In 1907, Anna Jarvis, daughter of the original Virginia organizer decided to campaign for a national Mother’s Day. By then, America was well on its way to becoming a consumer society. Politicians and businessmen eagerly embraced the idea of celebrating the private sacrifices made by individual mothers. As The Florists’ Review, the industry’s trade journal, bluntly put it, “This was a holiday that could be exploited.” Heavily lobbied by the flower and card industries, Congress declared the second Sunday in May to be Mother’s Day in 1914.

The new advertising industry quickly taught Americans how to honor their mothers­by buying flowers. Outraged by florists who sold carnations for the then-exorbitant price of $1 a piece, Anna Jarvis campaigned against those who “would undermine Mother’s Day with their greed.” Naturally, she lost. Since then, Mother’s Day has ballooned into a billion-dollar holiday.
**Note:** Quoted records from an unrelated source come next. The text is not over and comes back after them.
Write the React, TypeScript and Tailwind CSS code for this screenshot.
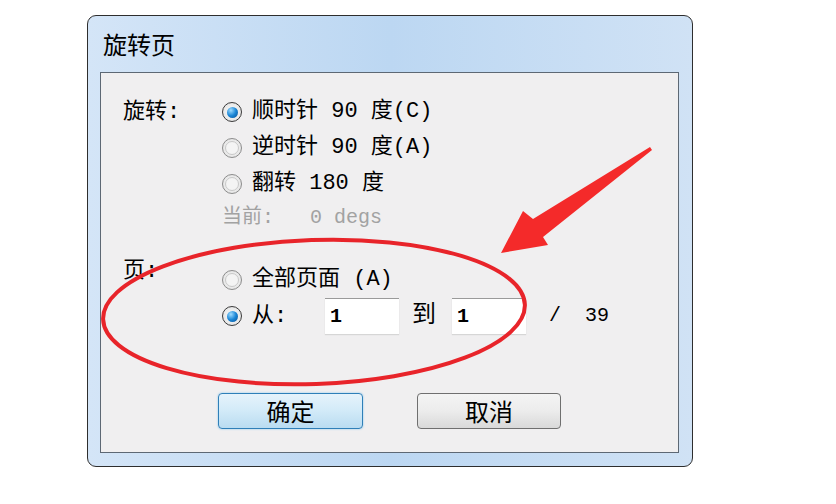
import React from 'react';

const cjk = { fontFamily: '"Liberation Mono", "Noto Sans CJK SC", monospace' };

function Radio({ checked }: { checked?: boolean }) {
    return (
        <span
            className={`relative flex h-[20px] w-[20px] shrink-0 items-center justify-center rounded-full border bg-radial from-[#ffffff] to-[#dcdcdc] ${checked ? 'border-[#3a3a3a]' : 'border-[#8c8c8c]'}`}
        >
            {checked ? (
                <span className="h-[11px] w-[11px] rounded-full bg-radial-[at_35%_30%] from-[#9fdcff] via-[#1a86d6] to-[#0a4f92]" />
            ) : (
                <span className="h-[14px] w-[14px] rounded-full border border-[#c8c8c8] bg-[#f4f4f4]" />
            )}
        </span>
    );
}

function Option({ checked, children }: { checked?: boolean; children: React.ReactNode }) {
    return (
        <div className="flex h-[36px] items-center gap-[10px]">
            <Radio checked={checked} />
            <span className="whitespace-pre text-[22px] leading-none text-black">{children}</span>
        </div>
    );
}

function Field({ value }: { value: string }) {
    return (
        <div className="flex h-[36px] w-[74px] items-center border-t border-[#9a9a9a] bg-white pl-[5px] text-[20px] font-bold text-black shadow-[0_1px_1px_#d6d6d6]">
            {value}
        </div>
    );
}

export default function App() {
    return (
        <div className="relative h-[504px] w-[836px] overflow-hidden bg-white pl-[87px] pt-[15px]" style={cjk}>
            {/* Dialog window */}
            <div className="flex h-[452px] w-[606px] flex-col rounded-[9px] border border-[#2e2e2e] bg-linear-to-r from-[#d4e5f7] via-[#bcd7f2] to-[#d0e2f5]">
                <div
                    className="flex h-[56px] items-center pl-[15px] text-[24px] text-black"
                    style={{ fontFamily: '"Noto Sans CJK SC", sans-serif' }}
                >
                    旋转页
                </div>

                <div className="ml-[12px] h-[381px] w-[579px] border border-[#5d6874] bg-[#f0eff0] pl-[22px] pt-[21px]">
                    {/* Rotation */}
                    <div className="flex">
                        <div className="flex h-[36px] w-[99px] items-center text-[22px] text-black">旋转:</div>
                        <div className="flex flex-col">
                            <Option checked>顺时针 90 度(C)</Option>
                            <Option>逆时针 90 度(A)</Option>
                            <Option>翻转 180 度</Option>
                            <div className="flex h-[32px] items-center whitespace-pre text-[20px] text-[#a2a2a2]">当前:   0 degs</div>
                        </div>
                    </div>

                    {/* Pages */}
                    <div className="mt-[28px] flex">
                        <div className="w-[99px] text-[22px] leading-[20px] text-black">页:</div>
                        <div className="flex flex-col">
                            <Option>全部页面 (A)</Option>
                            <div className="flex h-[36px] items-center">
                                <Radio checked />
                                <span className="ml-[10px] w-[73px] text-[22px] text-black">从:</span>
                                <Field value="1" />
                                <span className="ml-[13px] mr-[16px] text-[24px] text-black">到</span>
                                <Field value="1" />
                                <span className="ml-[23px] text-[20px] text-black">/</span>
                                <span className="ml-[24px] text-[20px] text-black">39</span>
                            </div>
                        </div>
                    </div>

                    {/* Buttons */}
                    <div
                        className="mt-[59px] flex gap-[54px] pl-[95px] text-[24px] text-black"
                        style={{ fontFamily: '"Noto Sans CJK SC", sans-serif' }}
                    >
                        <button className="flex h-[36px] w-[145px] items-center justify-center rounded-[4px] border border-[#2f7fb8] bg-linear-to-b from-[#e6f3fb] via-[#d2eaf8] to-[#b9dcf1] shadow-[0_0_2px_#7cc4ee]">
                            确定
                        </button>
                        <button className="flex h-[36px] w-[144px] items-center justify-center rounded-[4px] border border-[#6f6f6f] bg-linear-to-b from-[#f4f4f4] via-[#ececec] to-[#d9d9d9]">
                            取消
                        </button>
                    </div>
                </div>
            </div>

            {/* Red annotations */}
            <svg className="pointer-events-none absolute left-0 top-0" width="836" height="504" viewBox="0 0 836 504">
                <ellipse
                    cx="314"
                    cy="312"
                    rx="211"
                    ry="72"
                    transform="rotate(-2 314 312)"
                    fill="none"
                    stroke="#e8242a"
                    strokeWidth="4"
                />
                <polygon
                    points="650,147 533,219 523,211 501,253 548,245 543,237 652,150"
                    fill="#f42a2a"
                />
            </svg>
        </div>
    );
}
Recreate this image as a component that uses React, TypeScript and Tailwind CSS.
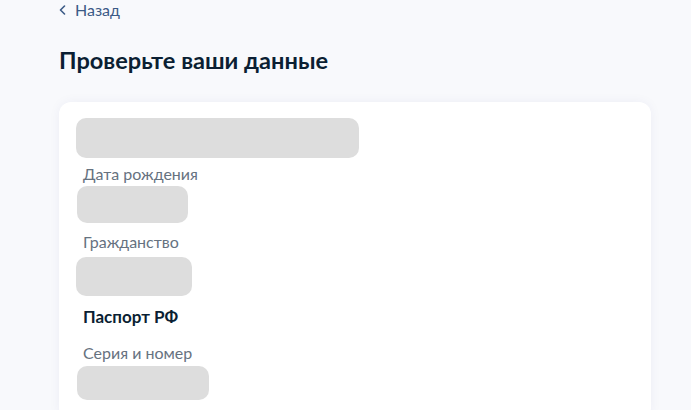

During recent decades, women activists have resurrected Mother’s Day as a holiday that celebrates women’s political engagement in society. Women have protested at nuclear test sites and have marched against gun violence. This year Codepink: Women for Peace will hold a national vigil in the nation’s capital to protest the needless deaths of American and Iraqi soldiers and civilians.

Nineteenth-century women dared to dream of a day that honored women’s commitment to peace, justice and political activism. We can do no less. We should honor their vision by committing ourselves to solving the Care Crisis and promoting the rights of working mothers.